_Short exercise:_ Skip the pictures. Reproduce all other material exactly.

--- begin ---

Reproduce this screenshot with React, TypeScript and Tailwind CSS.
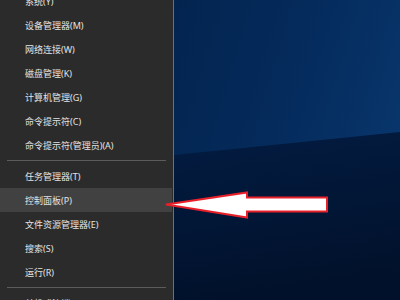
import { ChevronRight } from "lucide-react";

const groupA = [
  "系统(Y)",
  "设备管理器(M)",
  "网络连接(W)",
  "磁盘管理(K)",
  "计算机管理(G)",
  "命令提示符(C)",
  "命令提示符(管理员)(A)",
];

const groupB = [
  "任务管理器(T)",
  "控制面板(P)",
  "文件资源管理器(E)",
  "搜索(S)",
  "运行(R)",
];

function MenuItem({ label, active, sub }: { label: string; active?: boolean; sub?: boolean }) {
  return (
    <div
      className={`h-[24px] shrink-0 mr-px flex items-center justify-between pl-[25px] pr-[8px] ${
        active ? "bg-[#414141]" : ""
      }`}
    >
      <span>{label}</span>
      {sub && <ChevronRight className="w-[9px] h-[9px] text-[#cfcfcf]" strokeWidth={2} />}
    </div>
  );
}

function Separator() {
  return (
    <div className="h-[7px] shrink-0 flex items-center px-[7px]">
      <div className="h-px w-full bg-[#5c5c5c]" />
    </div>
  );
}

function Wallpaper() {
  return (
    <svg viewBox="0 0 226 300" preserveAspectRatio="none" className="w-full h-full block">
      <defs>
        <linearGradient id="up" x1="0" y1="0" x2="1" y2="0.4">
          <stop offset="0" stopColor="#03244f" />
          <stop offset="0.6" stopColor="#052c5e" />
          <stop offset="1" stopColor="#08356b" />
        </linearGradient>
        <linearGradient id="low" x1="0" y1="0" x2="0.2" y2="1">
          <stop offset="0" stopColor="#031c42" />
          <stop offset="1" stopColor="#01112b" />
        </linearGradient>
      </defs>
      <rect x="0" y="0" width="226" height="300" fill="url(#up)" />
      <polygon points="0,155 226,132 226,300 0,300" fill="url(#low)" />
    </svg>
  );
}

export default function App() {
  return (
    <div
      className="relative w-[400px] h-[300px] overflow-hidden flex bg-[#02122e]"
      style={{ fontFamily: '"Noto Sans", "Noto Sans CJK SC", sans-serif' }}
    >
      {/* Win+X menu */}
      <div className="w-[174px] h-full shrink-0 bg-[#2b2b2b] border-r border-[#707070] text-[#e4e4e4] text-[9px] leading-none flex flex-col">
        <div className="-mt-[11px] flex flex-col">
          {groupA.map((l) => (
            <MenuItem key={l} label={l} />
          ))}
          <Separator />
          {groupB.map((l) => (
            <MenuItem key={l} label={l} active={l === "控制面板(P)"} />
          ))}
          <Separator />
          <MenuItem label="关机或注销(U)" sub />
        </div>
      </div>

      {/* Desktop */}
      <div className="flex-1 h-full">
        <Wallpaper />
      </div>

      {/* Red arrow pointing at 控制面板 */}
      <svg className="absolute left-0 top-0 pointer-events-none" width="400" height="300" viewBox="0 0 400 300">
        <polygon
          points="166,204.5 247,192.5 247,197.5 327,197.5 327,211.5 247,211.5 247,217.5"
          fill="#ffffff"
          stroke="#e8202a"
          strokeWidth="2"
          strokeLinejoin="miter"
        />
      </svg>
    </div>
  );
}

--- end ---

_Result for this exercise:_
Reproduce this screenshot with React, TypeScript and Tailwind CSS.
import { ChevronRight } from "lucide-react";

const groupA = [
  "系统(Y)",
  "设备管理器(M)",
  "网络连接(W)",
  "磁盘管理(K)",
  "计算机管理(G)",
  "命令提示符(C)",
  "命令提示符(管理员)(A)",
];

const groupB = [
  "任务管理器(T)",
  "控制面板(P)",
  "文件资源管理器(E)",
  "搜索(S)",
  "运行(R)",
];

function MenuItem({ label, active, sub }: { label: string; active?: boolean; sub?: boolean }) {
  return (
    <div
      className={`h-[24px] shrink-0 mr-px flex items-center justify-between pl-[25px] pr-[8px] ${
        active ? "bg-[#414141]" : ""
      }`}
    >
      <span>{label}</span>
      {sub && <ChevronRight className="w-[9px] h-[9px] text-[#cfcfcf]" strokeWidth={2} />}
    </div>
  );
}

function Separator() {
  return (
    <div className="h-[7px] shrink-0 flex items-center px-[7px]">
      <div className="h-px w-full bg-[#5c5c5c]" />
    </div>
  );
}

function Wallpaper() {
  return (
    <svg viewBox="0 0 226 300" preserveAspectRatio="none" className="w-full h-full block">
      <defs>
        <linearGradient id="up" x1="0" y1="0" x2="1" y2="0.4">
          <stop offset="0" stopColor="#03244f" />
          <stop offset="0.6" stopColor="#052c5e" />
          <stop offset="1" stopColor="#08356b" />
        </linearGradient>
        <linearGradient id="low" x1="0" y1="0" x2="0.2" y2="1">
          <stop offset="0" stopColor="#031c42" />
          <stop offset="1" stopColor="#01112b" />
        </linearGradient>
      </defs>
      <rect x="0" y="0" width="226" height="300" fill="url(#up)" />
      <polygon points="0,155 226,132 226,300 0,300" fill="url(#low)" />
    </svg>
  );
}

export default function App() {
  return (
    <div
      className="relative w-[400px] h-[300px] overflow-hidden flex bg-[#02122e]"
      style={{ fontFamily: '"Noto Sans", "Noto Sans CJK SC", sans-serif' }}
    >
      {/* Win+X menu */}
      <div className="w-[174px] h-full shrink-0 bg-[#2b2b2b] border-r border-[#707070] text-[#e4e4e4] text-[9px] leading-none flex flex-col">
        <div className="-mt-[11px] flex flex-col">
          {groupA.map((l) => (
            <MenuItem key={l} label={l} />
          ))}
          <Separator />
          {groupB.map((l) => (
            <MenuItem key={l} label={l} active={l === "控制面板(P)"} />
          ))}
          <Separator />
          <MenuItem label="关机或注销(U)" sub />
        </div>
      </div>

      {/* Desktop */}
      <div className="flex-1 h-full">
        <Wallpaper />
      </div>

      {/* Red arrow pointing at 控制面板 */}
      <svg className="absolute left-0 top-0 pointer-events-none" width="400" height="300" viewBox="0 0 400 300">
        <polygon
          points="166,204.5 247,192.5 247,197.5 327,197.5 327,211.5 247,211.5 247,217.5"
          fill="#ffffff"
          stroke="#e8202a"
          strokeWidth="2"
          strokeLinejoin="miter"
        />
      </svg>
    </div>
  );
}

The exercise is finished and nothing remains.